Thanks for the great library, I've been using it in a local project.
I've encountered an issue where a infrequent race condition is causing Threads to deadlock unexpectedly. Specifically, if a context switch occurs during the course of Scheduler#process_overdue in lib/workers/scheduler.rb, betweens the call to @pool.perform and timer.reset, and we switch to a thread that attempts to launch a timer:
- the Scheduler's mutex will already be locked (in #start_loop which does this before invoking #process_overdue)
- the Schedule will schedule the worker via pool.perform then the Schedule Thread loses context
- the Timer will lock it's own mutex during the call to #fire
- The new Timer will be launched and will block when it tries to lock the Scheduler mutex (already locked)
- When the Scheduler Thread returns to context, it will attempt to invoke Timer#reset, which will block attempting to lock the Timer mutex resulting in a deadlock.
If there are other threads running in the pool, no Deadlock error will be raised (I believe ruby will not be able to detect this)
The critical section in question is here: https://github.com/chadrem/workers/blob/master/lib/workers/scheduler.rb#L82
We can demonstrate it with the following code:
require 'workers'
timer = Workers::Timer.new(0.01) do
puts "T1"
Workers::Timer.new(0.01) do
puts "T2"
end
end
sleep(5)
Note that unless a context switch occurs exactly between the call to @pool.perform and timer.reset, this issue will not be apparent and the example above will execute successfully.

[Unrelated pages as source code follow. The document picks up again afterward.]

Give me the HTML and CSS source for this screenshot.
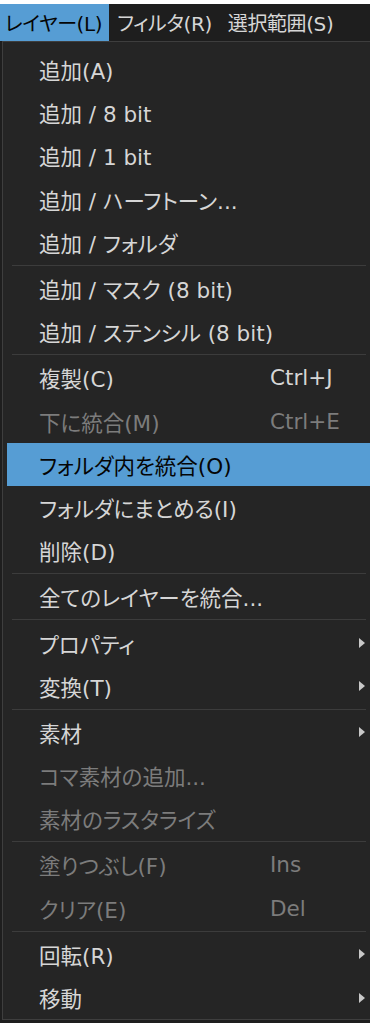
FILE: index.html
```html
<!DOCTYPE html>
<html lang="ja">
<head>
<meta charset="UTF-8">
<title>レイヤーメニュー</title>
<link rel="stylesheet" href="styles.css">
</head>
<body>

<div class="topline"></div>

<div class="menubar">
    <div class="bar-item open">レイヤー(L)</div>
    <div class="bar-item">フィルタ(R)</div>
    <div class="bar-item">選択範囲(S)</div>
</div>

<div class="menu">
    <div class="item">追加(A)</div>
    <div class="item">追加 / 8 bit</div>
    <div class="item">追加 / 1 bit</div>
    <div class="item">追加 / ハーフトーン...</div>
    <div class="item">追加 / フォルダ</div>
    <div class="sep"></div>
    <div class="item">追加 / マスク (8 bit)</div>
    <div class="item">追加 / ステンシル (8 bit)</div>
    <div class="sep"></div>
    <div class="item">複製(C)<span class="key">Ctrl+J</span></div>
    <div class="item off">下に統合(M)<span class="key">Ctrl+E</span></div>
    <div class="item hover">フォルダ内を統合(O)</div>
    <div class="item">フォルダにまとめる(I)</div>
    <div class="item">削除(D)</div>
    <div class="sep"></div>
    <div class="item">全てのレイヤーを統合...</div>
    <div class="sep"></div>
    <div class="item sub">プロパティ</div>
    <div class="item sub">変換(T)</div>
    <div class="sep"></div>
    <div class="item sub">素材</div>
    <div class="item off">コマ素材の追加...</div>
    <div class="item off">素材のラスタライズ</div>
    <div class="sep"></div>
    <div class="item off">塗りつぶし(F)<span class="key">Ins</span></div>
    <div class="item off">クリア(E)<span class="key">Del</span></div>
    <div class="sep"></div>
    <div class="item sub">回転(R)</div>
    <div class="item sub">移動</div>
</div>

</body>
</html>
```

FILE: styles.css
```css
body {
    margin: 0;
    background: #1e1e1e;
    font-family: "DejaVu Sans", "Noto Sans CJK JP", sans-serif;
    font-size: 21.5px;
    font-feature-settings: "palt";
    color: #d6d6d6;
    overflow: hidden;
}
.topline {
    height: 4px;
    background: #ffffff;
}
.menubar {
    display: flex;
    height: 37px;
    background: #1e1e1e;
    white-space: nowrap;
    font-size: 20px;
}
.bar-item {
    display: flex;
    align-items: center;
    padding: 0 8px;
    letter-spacing: -0.4px;
    color: #d6d6d6;
}
.bar-item.open {
    padding: 0 7px 0 5px;
    background: #569dd4;
    color: #050505;
}
.menu {
    margin-left: 2px;
    width: 364px;
    border: 1px solid #3e3e3e;
    background: #252525;
    padding: 6px 0 0 4px;
}
.item {
    position: relative;
    display: flex;
    align-items: center;
    height: 43.2px;
    padding-left: 32px;
    white-space: nowrap;
}
.item.off {
    color: #7c7c7c;
}
.item.hover {
    background: #569dd4;
    color: #050505;
}
.key {
    position: absolute;
    left: 263px;
}
.item.sub::after {
    content: "";
    position: absolute;
    right: 6px;
    top: 50%;
    margin-top: -5px;
    border-left: 6px solid #c8c8c8;
    border-top: 5px solid transparent;
    border-bottom: 5px solid transparent;
}
.sep {
    height: 1px;
    margin: 1px 5px 1px 5px;
    background: #3c3c3c;
}
```
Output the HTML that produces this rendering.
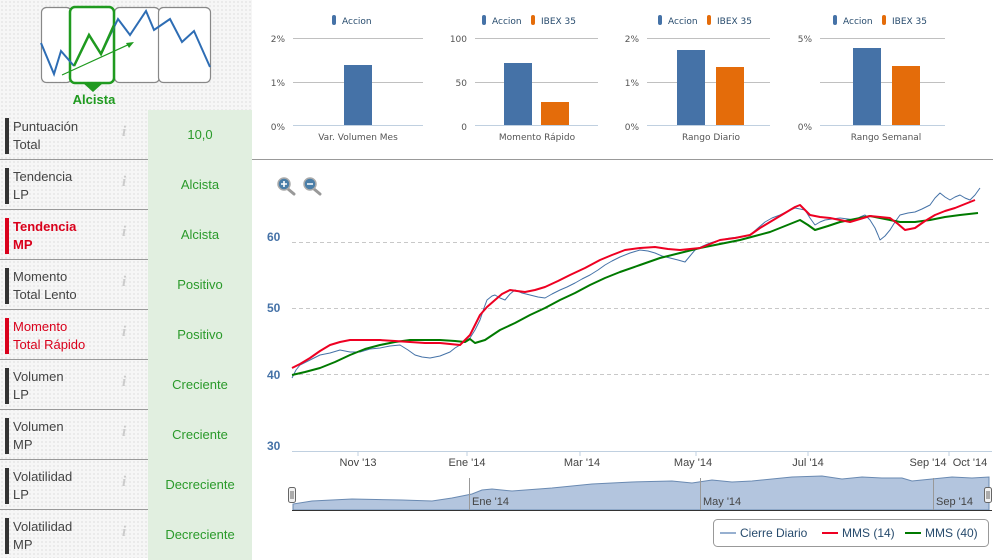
<!DOCTYPE html>
<html><head><meta charset="utf-8"><style>
body{margin:0;width:999px;height:558px;overflow:hidden;background:#fff;font-family:"Liberation Sans","DejaVu Sans",sans-serif;position:relative}
.left{position:absolute;left:0;top:0;width:252px;height:558px;background-color:#f6f6f6;background-image:radial-gradient(#e6e6e6 0.8px,transparent 0.9px);background-size:4px 4px}
.row{position:absolute;left:0;width:252px;height:49px;border-bottom:1px solid #999}
.lab{position:absolute;left:5px;top:8px;border-left:4px solid #333;padding-left:4px;font-size:13px;line-height:18px;color:#444;height:36px}
.lab.red{border-color:#d9001b;color:#d9001b}
.val{position:absolute;left:148px;top:0;width:104px;height:50px;background:#e1efe0;color:#2a9a2a;font-size:13px;text-align:center;line-height:50px}
.i{position:absolute;left:122px;top:14px;color:#ccc;font-style:italic;font-family:"Liberation Serif",serif;font-weight:bold;font-size:15px}
</style></head><body>
<div class="left"></div>
<svg style="position:absolute;left:0;top:0" width="252" height="110">
<g fill="#fff" stroke="#888" stroke-width="1.2">
<rect x="41.5" y="7.5" width="30" height="75" rx="5"/><rect x="114.5" y="7.5" width="45" height="75" rx="5"/><rect x="158.5" y="7.5" width="52" height="75" rx="5"/></g>
<rect x="70" y="7" width="44" height="76" rx="5" fill="#fff" stroke="#1f9a1f" stroke-width="2.5"/>
<polygon points="83,83 103,83 93,92" fill="#1f9a1f"/>
<polyline points="41,43 54,74 61,51 74,66" fill="none" stroke="#2e6db4" stroke-width="2"/>
<polyline points="74,66 89,35 101,54 118,19 130,35 146,11 154,30 170,19 182,42 194,31 210,67" fill="none" stroke="#2e6db4" stroke-width="2"/>
<polyline points="74,66 89,35 101,54 114,25" fill="none" stroke="#1f9a1f" stroke-width="2.5"/>
<line x1="62" y1="75" x2="132" y2="43" stroke="#1f9a1f" stroke-width="1.2"/><polygon points="134,42 126,43 129,48" fill="#1f9a1f"/>
<text x="94" y="104" text-anchor="middle" font-size="13" font-weight="bold" fill="#1f9a1f">Alcista</text>
</svg>
<div class="row" style="top:110px"><div class="lab">Puntuación<br>Total</div><span class="i">i</span><div class="val">10,0</div></div>
<div class="row" style="top:160px"><div class="lab">Tendencia<br>LP</div><span class="i">i</span><div class="val">Alcista</div></div>
<div class="row" style="top:210px"><div class="lab red" style="font-weight:bold">Tendencia<br>MP</div><span class="i">i</span><div class="val">Alcista</div></div>
<div class="row" style="top:260px"><div class="lab">Momento<br>Total Lento</div><span class="i">i</span><div class="val">Positivo</div></div>
<div class="row" style="top:310px"><div class="lab red">Momento<br>Total Rápido</div><span class="i">i</span><div class="val">Positivo</div></div>
<div class="row" style="top:360px"><div class="lab">Volumen<br>LP</div><span class="i">i</span><div class="val">Creciente</div></div>
<div class="row" style="top:410px"><div class="lab">Volumen<br>MP</div><span class="i">i</span><div class="val">Creciente</div></div>
<div class="row" style="top:460px"><div class="lab">Volatilidad<br>LP</div><span class="i">i</span><div class="val">Decreciente</div></div>
<div class="row" style="top:510px;border:0"><div class="lab">Volatilidad<br>MP</div><span class="i">i</span><div class="val">Decreciente</div></div>

<svg style="position:absolute;left:252px;top:0" width="747" height="558" font-family="Liberation Sans, sans-serif">
<line x1="0" y1="159.5" x2="741" y2="159.5" stroke="#999"/>
<g font-size="9" fill="#555" font-family="DejaVu Sans, sans-serif">
<!-- panel1 -->
<g transform="translate(0,0)">
<line x1="41" y1="38.5" x2="171" y2="38.5" stroke="#c0c0c0"/><line x1="41" y1="82.5" x2="171" y2="82.5" stroke="#c0c0c0"/><line x1="41" y1="125.5" x2="171" y2="125.5" stroke="#c0d0e0"/>
<text x="33" y="42" text-anchor="end">2%</text><text x="33" y="86" text-anchor="end">1%</text><text x="33" y="130" text-anchor="end">0%</text>
<rect x="92" y="65" width="28" height="60" fill="#4572a7"/>
<rect x="80" y="15" width="4" height="10" rx="2" fill="#4572a7"/><text x="90" y="24" fill="#274b6d">Accion</text>
<text x="106" y="140" text-anchor="middle">Var. Volumen Mes</text></g>
<!-- panel2 -->
<g>
<line x1="223" y1="38.5" x2="346" y2="38.5" stroke="#c0c0c0"/><line x1="223" y1="82.5" x2="346" y2="82.5" stroke="#c0c0c0"/><line x1="223" y1="125.5" x2="346" y2="125.5" stroke="#c0d0e0"/>
<text x="215" y="42" text-anchor="end">100</text><text x="215" y="86" text-anchor="end">50</text><text x="215" y="130" text-anchor="end">0</text>
<rect x="252" y="63" width="28" height="62" fill="#4572a7"/><rect x="289" y="102" width="28" height="23" fill="#e46c0a"/>
<rect x="230" y="15" width="4" height="10" rx="2" fill="#4572a7"/><text x="240" y="24" fill="#274b6d">Accion</text>
<rect x="279" y="15" width="4" height="10" rx="2" fill="#e46c0a"/><text x="289" y="24" fill="#274b6d">IBEX 35</text>
<text x="285" y="140" text-anchor="middle">Momento Rápido</text></g>
<!-- panel3 -->
<g>
<line x1="395" y1="38.5" x2="518" y2="38.5" stroke="#c0c0c0"/><line x1="395" y1="82.5" x2="518" y2="82.5" stroke="#c0c0c0"/><line x1="395" y1="125.5" x2="518" y2="125.5" stroke="#c0d0e0"/>
<text x="387" y="42" text-anchor="end">2%</text><text x="387" y="86" text-anchor="end">1%</text><text x="387" y="130" text-anchor="end">0%</text>
<rect x="425" y="50" width="28" height="75" fill="#4572a7"/><rect x="464" y="67" width="28" height="58" fill="#e46c0a"/>
<rect x="406" y="15" width="4" height="10" rx="2" fill="#4572a7"/><text x="416" y="24" fill="#274b6d">Accion</text>
<rect x="455" y="15" width="4" height="10" rx="2" fill="#e46c0a"/><text x="465" y="24" fill="#274b6d">IBEX 35</text>
<text x="459" y="140" text-anchor="middle">Rango Diario</text></g>
<!-- panel4 -->
<g>
<line x1="568" y1="38.5" x2="693" y2="38.5" stroke="#c0c0c0"/><line x1="568" y1="82.5" x2="693" y2="82.5" stroke="#c0c0c0"/><line x1="568" y1="125.5" x2="693" y2="125.5" stroke="#c0d0e0"/>
<text x="560" y="42" text-anchor="end">5%</text><text x="560" y="130" text-anchor="end">0%</text>
<rect x="601" y="48" width="28" height="77" fill="#4572a7"/><rect x="640" y="66" width="28" height="59" fill="#e46c0a"/>
<rect x="581" y="15" width="4" height="10" rx="2" fill="#4572a7"/><text x="591" y="24" fill="#274b6d">Accion</text>
<rect x="630" y="15" width="4" height="10" rx="2" fill="#e46c0a"/><text x="640" y="24" fill="#274b6d">IBEX 35</text>
<text x="634" y="140" text-anchor="middle">Rango Semanal</text></g>
</g>
<!-- zoom icons -->
<g stroke="#999" stroke-width="3" stroke-linecap="round"><line x1="36" y1="189" x2="42" y2="194"/><line x1="62" y1="189" x2="68" y2="194"/></g>
<circle cx="32" cy="184" r="6" fill="#4a7ea8" stroke="#aaa" stroke-width="1.5"/><circle cx="58" cy="184" r="6" fill="#4a7ea8" stroke="#aaa" stroke-width="1.5"/>
<path d="M29 184h6M32 181v6M55 184h6" stroke="#fff" stroke-width="1.6"/>
<!-- main chart grid -->
<g stroke="#c8c8c8" stroke-dasharray="4,3"><line x1="40" y1="242.5" x2="740" y2="242.5"/><line x1="40" y1="308.5" x2="740" y2="308.5"/><line x1="40" y1="374.5" x2="740" y2="374.5"/></g>
<line x1="40" y1="451.5" x2="740" y2="451.5" stroke="#c0d0e0"/>
<g font-size="12" font-weight="bold" fill="#4572a7"><text x="15" y="241">60</text><text x="15" y="312">50</text><text x="15" y="379">40</text><text x="15" y="450">30</text></g>
<g font-size="11" fill="#444" text-anchor="middle"><text x="106" y="466">Nov '13</text><text x="215" y="466">Ene '14</text><text x="330" y="466">Mar '14</text><text x="441" y="466">May '14</text><text x="556" y="466">Jul '14</text><text x="676" y="466">Sep '14</text><text x="718" y="466">Oct '14</text></g>
<g stroke="#c0d0e0"><line x1="106" y1="451" x2="106" y2="456"/><line x1="215" y1="451" x2="215" y2="456"/><line x1="328" y1="451" x2="328" y2="456"/><line x1="444" y1="451" x2="444" y2="456"/><line x1="556" y1="451" x2="556" y2="456"/><line x1="697" y1="451" x2="697" y2="456"/></g>
<g transform="translate(-252,0)" fill="none" stroke-linejoin="round">
<polyline stroke="#4572a7" stroke-width="1" points="292,378 296,370 300,365 310,360 320,355 330,353 340,350 350,352 360,352 370,349 380,348 390,346 400,345 408,350 415,355 422,357 430,358 440,356 450,352 455,348 460,345 465,341 470,338 475,330 480,320 484,308 487,300 492,296 495,295 500,298 505,300 510,294 515,290 522,293 530,295 538,297 545,298 552,294 560,290 567,287 575,283 582,279 590,275 598,270 605,265 612,261 620,257 630,253 640,250 648,251 655,253 662,256 670,258 678,260 685,262 690,256 695,250 703,246 710,243 720,240 730,238 740,237 750,235 758,228 765,222 772,218 780,215 788,211 795,208 800,209 805,210 810,218 815,225 820,222 825,220 832,219 840,218 848,219 855,220 860,217 865,215 870,220 875,228 878,235 880,240 885,236 890,230 895,222 900,215 908,213 915,212 922,209 930,205 935,198 940,193 945,197 950,200 955,197 960,195 965,198 970,200 975,195 980,188"/>
<polyline stroke="#007a00" stroke-width="2" points="292,375 305,372 320,368 335,362 350,355 365,349 380,345 395,342 410,340 425,340 440,340 455,341 465,342 470,339 475,343 485,340 500,330 515,323 530,315 545,308 560,300 575,293 590,285 605,278 620,272 640,265 660,258 680,253 700,248 720,244 740,240 755,236 770,232 785,226 800,220 808,225 815,230 828,226 840,222 855,219 870,216 885,219 900,222 915,222 930,220 945,217 960,215 978,213"/>
<polyline stroke="#ee0022" stroke-width="2" points="292,368 300,364 310,358 320,351 330,345 340,342 350,340 365,340 380,340 395,341 410,342 425,343 440,343 450,344 460,345 465,340 470,335 475,325 480,315 487,307 495,300 502,294 510,290 517,291 525,292 535,290 545,287 558,281 570,275 585,268 600,260 612,255 625,250 640,248 655,247 668,249 680,250 690,249 700,248 710,244 720,240 735,238 750,235 760,228 770,222 780,216 790,210 795,207 800,205 805,210 810,215 820,217 830,218 840,220 850,222 860,219 870,216 880,217 890,218 898,224 905,230 910,229 915,228 925,221 935,215 945,211 955,208 965,204 975,200"/>
</g>
<!-- navigator -->
<rect x="40" y="478" width="700" height="32" fill="none"/>
<path d="M41,510 L41,504 L60,501 L100,499 L150,500 L180,501 L200,498 L220,494 L230,490 L240,489 L260,491 L300,488 L340,484 L380,482 L420,481 L440,483 L460,480 L480,482 L500,481 L520,479 L540,477 L570,476 L590,479 L610,477 L630,478 L650,478 L660,481 L680,479 L700,477 L720,478 L737,477 L737,510 Z" fill="#b3c5de" stroke="#6a8ab2" stroke-width="1"/>
<line x1="40" y1="510.5" x2="740" y2="510.5" stroke="#333"/>
<g stroke="#999"><line x1="217.5" y1="478" x2="217.5" y2="510"/><line x1="448.5" y1="478" x2="448.5" y2="510"/><line x1="681.5" y1="478" x2="681.5" y2="510"/></g>
<g font-size="11" fill="#444"><text x="220" y="505">Ene '14</text><text x="451" y="505">May '14</text><text x="684" y="505">Sep '14</text></g>
<g fill="#f2f2f2" stroke="#666"><rect x="36.5" y="487.5" width="7" height="15" rx="2"/><rect x="732.5" y="487.5" width="7" height="15" rx="2"/></g>
<path d="M39 491v8M41 491v8M735 491v8M737 491v8" stroke="#666"/>
<!-- legend -->
<rect x="461.5" y="519.5" width="275" height="27" rx="4" fill="#fff" stroke="#999"/>
<g font-size="12" fill="#274b6d"><line x1="468" y1="533" x2="484" y2="533" stroke="#97b0d0" stroke-width="2"/><text x="488" y="537">Cierre Diario</text>
<line x1="570" y1="533" x2="586" y2="533" stroke="#ee0022" stroke-width="2"/><text x="590" y="537">MMS (14)</text>
<line x1="653" y1="533" x2="669" y2="533" stroke="#007a00" stroke-width="2"/><text x="673" y="537">MMS (40)</text></g>
</svg>
</body></html>
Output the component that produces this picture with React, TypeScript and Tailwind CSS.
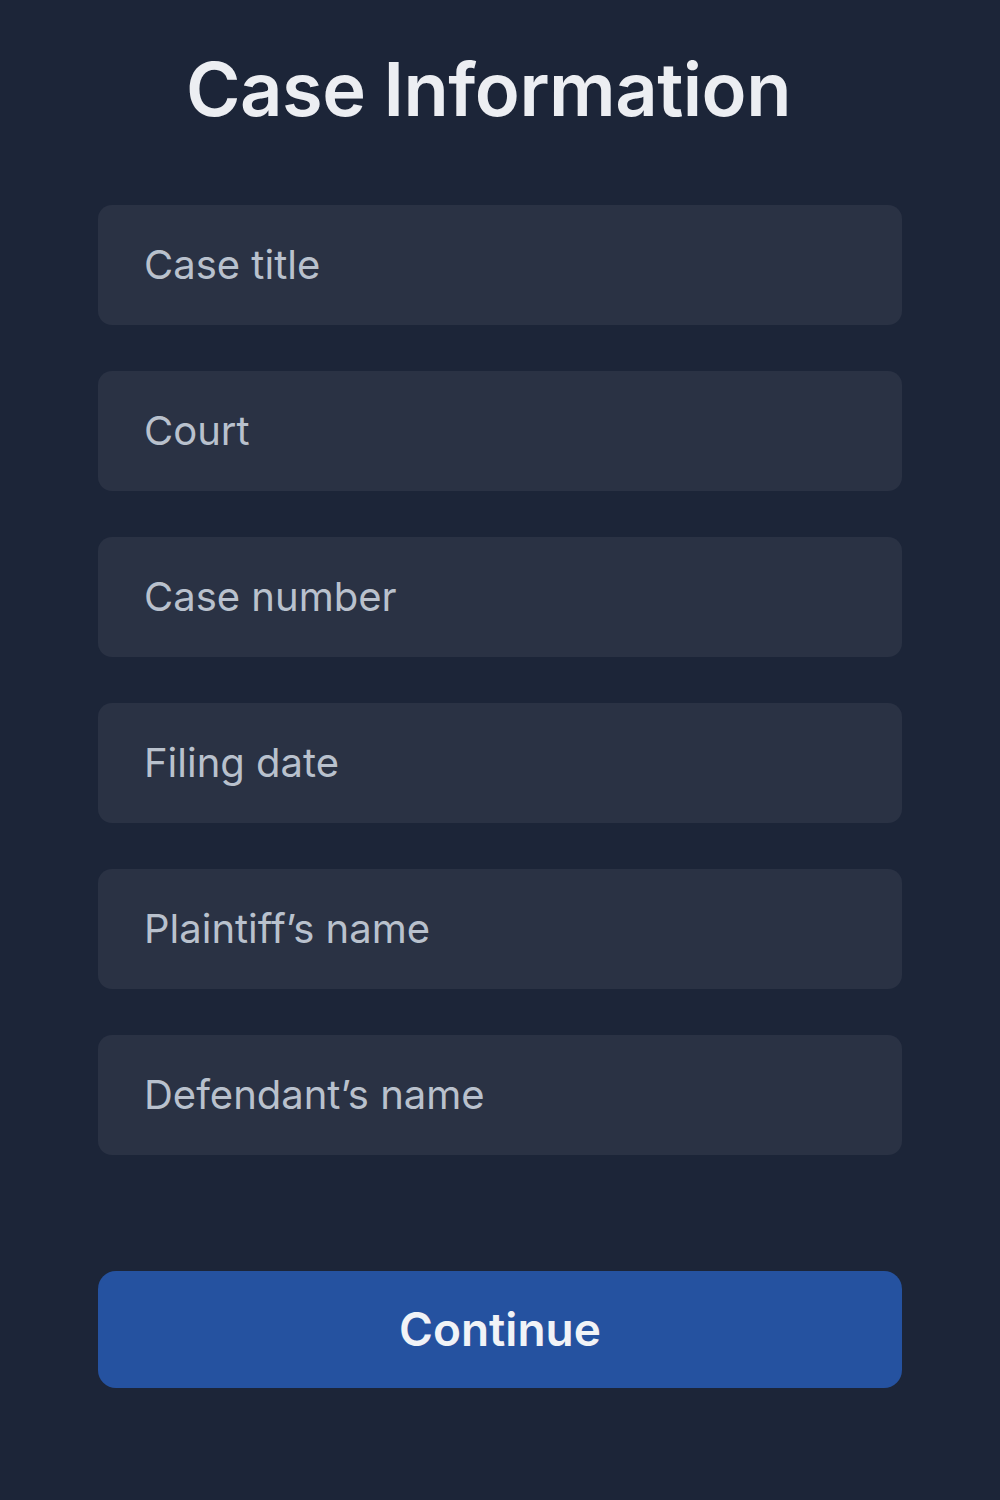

To force this context switch simply add a 'sleep' to the #process_overdue function (not meant for production, just for testing / demonstrating this issue):
overdue.each do |timer|
@pool.perform(timer.callback) do
timer.fire
end
sleep 0.01 # <=========== force a "context switch"
timer.reset
@schedule << timer if timer.repeat
end
During normal operation, when the context switch does not occur, both Timers run succesfully and all output is seen. During the buggy edge case, we only see the first timer execute, before the mutexs block until the process exits.